Pauline Mysliwiec, M.D., now at the University of California-Davis School of Medicine, and colleagues, sought to learn how well physicians followed recommended guidelines for surveillance colonoscopies, and what factors most influence a physician's decisions. The U.S. Preventive Services Task Force (USPSTF)** sets federal government guidelines for preventive disease screenings, based on cost-effectiveness, evidence from scientific research, and clinical trials. Private organizations such as the American Cancer Society also set cancer screening guidelines.

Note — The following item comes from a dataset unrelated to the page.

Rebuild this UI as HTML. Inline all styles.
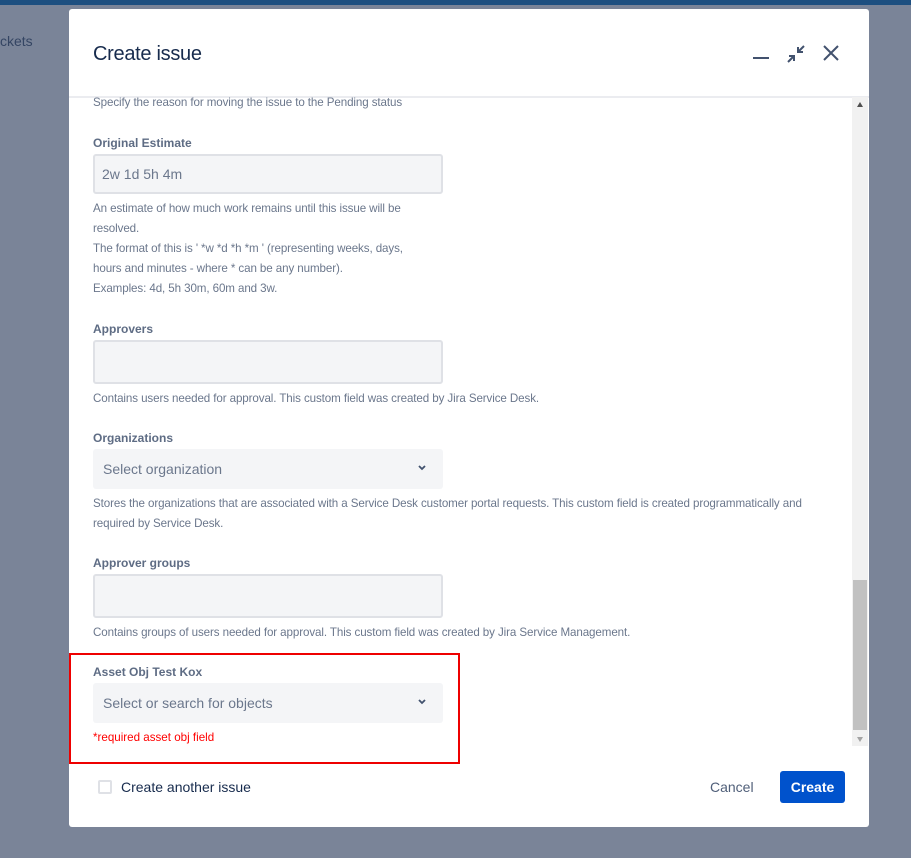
<!DOCTYPE html>
<html><head><style>
*{margin:0;padding:0;box-sizing:border-box}
body{width:911px;height:858px;background:#7a8498;font-family:"Liberation Sans",sans-serif;position:relative;overflow:hidden}
.a{position:absolute}
.lbl{font-size:12px;font-weight:bold;color:#5e6c84}
.hint{font-size:11.6px;color:#6b778c;line-height:20px;letter-spacing:-0.1px}
.inp{background:#f4f5f7;border:2px solid #dfe1e6;border-radius:3px}
.sel{background:#f4f5f7;border-radius:3px;font-size:14px;color:#6b778c;padding-left:10px;display:flex;align-items:center}
</style></head><body>
<div class="a" style="left:0;top:0;width:911px;height:5px;background:#1d4f80"></div>
<div class="a" style="left:0;top:33px;font-size:14px;color:#344563">ckets</div>
<div class="a" style="left:69px;top:9px;width:800px;height:818px;background:#fff;border-radius:3px"></div>
<div class="a" style="left:93px;top:43px;font-size:20px;color:#172b4d;letter-spacing:-0.3px">Create issue</div>
<div class="a" style="left:753px;top:57px;width:16px;height:2px;background:#42526e"></div>
<svg class="a" style="left:786px;top:44px" width="20" height="20" viewBox="0 0 20 20" stroke="#42526e" stroke-width="2" fill="none"><path d="M18 2l-6 6M12 3v5h5M2 18l6-6M8 17v-5H3" /></svg>
<svg class="a" style="left:823px;top:45px" width="16" height="16" viewBox="0 0 16 16" stroke="#42526e" stroke-width="2"><path d="M1 1l14 14M15 1L1 15"/></svg>
<div class="a" style="left:69px;top:96px;width:800px;height:2px;background:#ebecf0"></div>
<div class="a hint" style="left:93px;top:93px">Specify the reason for moving the issue to the Pending status</div>
<div class="a lbl" style="left:93px;top:136px">Original Estimate</div>
<div class="a inp" style="left:93px;top:154px;width:350px;height:40px;font-size:14px;color:#6b778c;padding:10px 0 0 7px">2w 1d 5h 4m</div>
<div class="a hint" style="left:93px;top:199px;width:325px">An estimate of how much work remains until this issue will be resolved.<br>The format of this is ' *w *d *h *m ' (representing weeks, days, hours and minutes - where * can be any number).<br>Examples: 4d, 5h 30m, 60m and 3w.</div>
<div class="a lbl" style="left:93px;top:322px">Approvers</div>
<div class="a inp" style="left:93px;top:340px;width:350px;height:44px"></div>
<div class="a hint" style="left:93px;top:389px">Contains users needed for approval. This custom field was created by Jira Service Desk.</div>
<div class="a lbl" style="left:93px;top:431px">Organizations</div>
<div class="a sel" style="left:93px;top:449px;width:350px;height:40px">Select organization</div>
<svg class="a" style="left:417px;top:464px" width="10" height="8"><path d="M2 2l3 3 3-3" stroke="#42526e" stroke-width="1.8" fill="none"/></svg>
<div class="a hint" style="left:93px;top:494px;width:745px">Stores the organizations that are associated with a Service Desk customer portal requests. This custom field is created programmatically and required by Service Desk.</div>
<div class="a lbl" style="left:93px;top:556px">Approver groups</div>
<div class="a inp" style="left:93px;top:574px;width:350px;height:44px"></div>
<div class="a hint" style="left:93px;top:623px">Contains groups of users needed for approval. This custom field was created by Jira Service Management.</div>
<div class="a lbl" style="left:93px;top:665px">Asset Obj Test Kox</div>
<div class="a sel" style="left:93px;top:683px;width:350px;height:40px">Select or search for objects</div>
<svg class="a" style="left:417px;top:698px" width="10" height="8"><path d="M2 2l3 3 3-3" stroke="#42526e" stroke-width="1.8" fill="none"/></svg>
<div class="a" style="left:93px;top:731px;font-size:11.6px;color:#ff0000">*required asset obj field</div>
<div class="a" style="left:69px;top:653px;width:391px;height:111px;border:2px solid #ee0000"></div>
<div class="a" style="left:852px;top:97px;width:16px;height:649px;background:#f1f1f1"></div>
<div class="a" style="left:853px;top:580px;width:14px;height:150px;background:#c1c1c1"></div>
<div class="a" style="left:857px;top:102px;border:3.5px solid transparent;border-bottom:5px solid #505050;border-top:0"></div>
<div class="a" style="left:857px;top:737px;border:3.5px solid transparent;border-top:5px solid #a3a3a3;border-bottom:0"></div>
<div class="a" style="left:98px;top:780px;width:14px;height:14px;border:2px solid #dfe1e6;border-radius:2px"></div>
<div class="a" style="left:121px;top:779px;font-size:14px;color:#172b4d">Create another issue</div>
<div class="a" style="left:710px;top:779px;font-size:14px;color:#505f79">Cancel</div>
<div class="a" style="left:780px;top:771px;width:65px;height:32px;background:#0052cc;border-radius:3px;color:#fff;font-size:14px;font-weight:bold;text-align:center;line-height:32px">Create</div>
</body></html>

The authors surveyed both gastroenterologists and general surgeons about their opinions and practices regarding the use of surveillance colonoscopy in various clinical scenarios. The aim was to find out how often physicians would recommend a colonoscopy and/or other procedures following an initial discovery of a colorectal abnormality in a healthy and asymptomatic 50-year-old patient. The possible abnormalities included a small, benign, hyperplastic polyp, a single small adenoma, a single large adenoma, or multiple adenomas. A physician could recommend a colonoscopy, fecal occult blood testing, a double-barium enema, flexible sigmoidoscopy, or a general rectal exam.

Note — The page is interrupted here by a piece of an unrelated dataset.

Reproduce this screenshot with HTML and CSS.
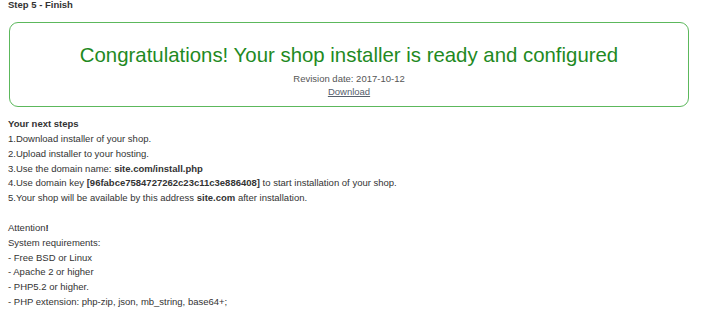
FILE: index.html
```html
<!DOCTYPE html>
<html>
<head>
<meta charset="utf-8">
<link rel="stylesheet" href="styles.css">
</head>
<body>
<div class="page">
  <div class="step-title">Step 5 - Finish</div>
  <div class="finish-box">
    <h1 class="congrats">Congratulations! Your shop installer is ready and configured</h1>
    <div class="revision">Revision date: 2017-10-12</div>
    <div class="download-row"><a class="download" href="#">Download</a></div>
  </div>
  <div class="steps">
    <div class="steps-title">Your next steps</div>
    <div>1.Download installer of your shop.</div>
    <div>2.Upload installer to your hosting.</div>
    <div>3.Use the domain name: <b>site.com/install.php</b></div>
    <div>4.Use domain key <b>[96fabce7584727262c23c11c3e886408]</b> to start installation of your shop.</div>
    <div>5.Your shop will be available by this address <b>site.com</b> after installation.</div>
    <div class="blank">&nbsp;</div>
    <div>Attention<b>!</b></div>
    <div>System requirements:</div>
    <div>- Free BSD or Linux</div>
    <div>- Apache 2 or higher</div>
    <div>- PHP5.2 or higher.</div>
    <div>- PHP extension: php-zip, json, mb_string, base64+;</div>
  </div>
</div>
</body>
</html>
```
FILE: styles.css
```css
html, body {
  margin: 0;
  padding: 0;
  background: #fff;
}
body {
  font-family: "Liberation Sans", Arial, sans-serif;
  font-size: 9.5px;
  color: #333;
}
.page {
  padding: 0 8px;
}
.step-title {
  font-weight: bold;
  line-height: 10px;
  color: #333;
}
.finish-box {
  margin: 12px 28px 0 1px;
  border: 1px solid #5cb85c;
  border-radius: 9px;
  height: 85px;
  box-sizing: border-box;
  text-align: center;
  padding-top: 20px;
}
.congrats {
  margin: 0;
  font-weight: normal;
  font-size: 20.4px;
  line-height: 24px;
  color: #1f8a1f;
}
.revision {
  margin-top: 5px;
  line-height: 13px;
  color: #555;
}
.download-row {
  line-height: 13px;
}
.download {
  color: #56606c;
  text-decoration: underline;
}
.steps {
  margin-top: 10px;
  line-height: 14.85px;
}
.steps-title {
  font-weight: bold;
}
```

The study found that both groups of physicians recommended a colonoscopy in a follow-up session at a higher frequency than guidelines would require, especially in situations where the initial findings were considered low-risk. In the lowest risk scenario -- a patient diagnosed with only a small, hyperplastic polyp -- 24 percent of gastroenterologists and 54 percent of general surgeons recommended a colonoscopy, either alone or in conjunction with another procedure, at a frequency of at least every five years. Medical guidelines do not recommend any follow-up colonoscopy for hyperplastic polyps because the presence of these polyps has not been shown to increase the risk of colorectal cancer. Among those patients with a single, small adenoma -- which is considered a low-risk abnormality -- the authors reported more than one-half of physicians surveyed would recommend repeat colonoscopy every three years or sooner.

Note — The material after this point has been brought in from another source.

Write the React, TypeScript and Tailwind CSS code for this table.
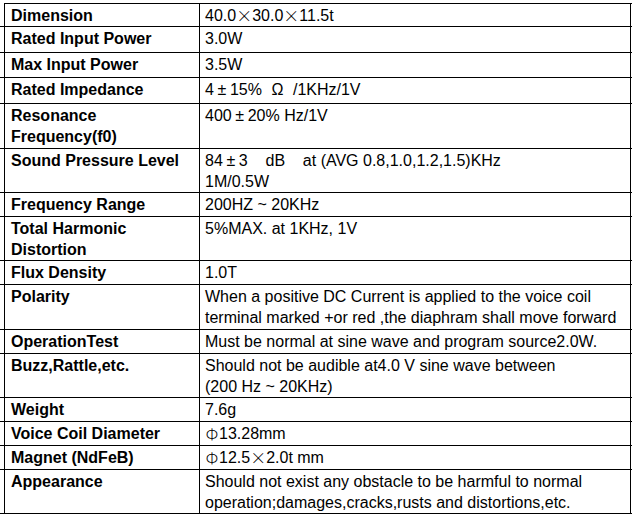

More than 80 percent of the physicians in the study cited clinical evidence in scientific journals as having a major influence in their decisions, and said scientific evidence was significantly more influential than medical guidelines. Information obtained at medical conferences or meetings also was perceived as influential. The authors noted that one problem may be that different medical groups have somewhat differing recommendations, so doctors do not have one single source to turn to for practice guidelines. "Forces in the doctor's own practice may play a role, as well," said co-author Martin Brown, Ph.D., of NCI. "This includes concerns about liability, community influence, and financial incentives."
It may seem that conducting unnecessary colonoscopies in an effort to reduce the rates of colorectal cancer would not be a significant concern. However, overuse of colonoscopy could affect quality of care. Increased wait times as lower-risk individuals get colonoscopies too frequently could result in delayed diagnosis or screening for higher-risk individuals. In addition, colonoscopies can result in complications, such as a reaction to sedation or a tear in the colon wall. For patients considered to have a low risk of colon cancer, the cumulative chance of complications could offset the benefits in cancer reduction. Colonoscopies are also expensive, so unnecessary follow-ups could pose a financial burden to patients and the health care system.
There will be an estimated 57,000 colorectal cancer-related deaths in 2004, making it the second leading cause of cancer mortality after lung cancer. As both the general population and the elderly population continue to increase, the resources for colonoscopy will become more limited, and it is critical that the colonoscopy resources are used efficiently and appropriately.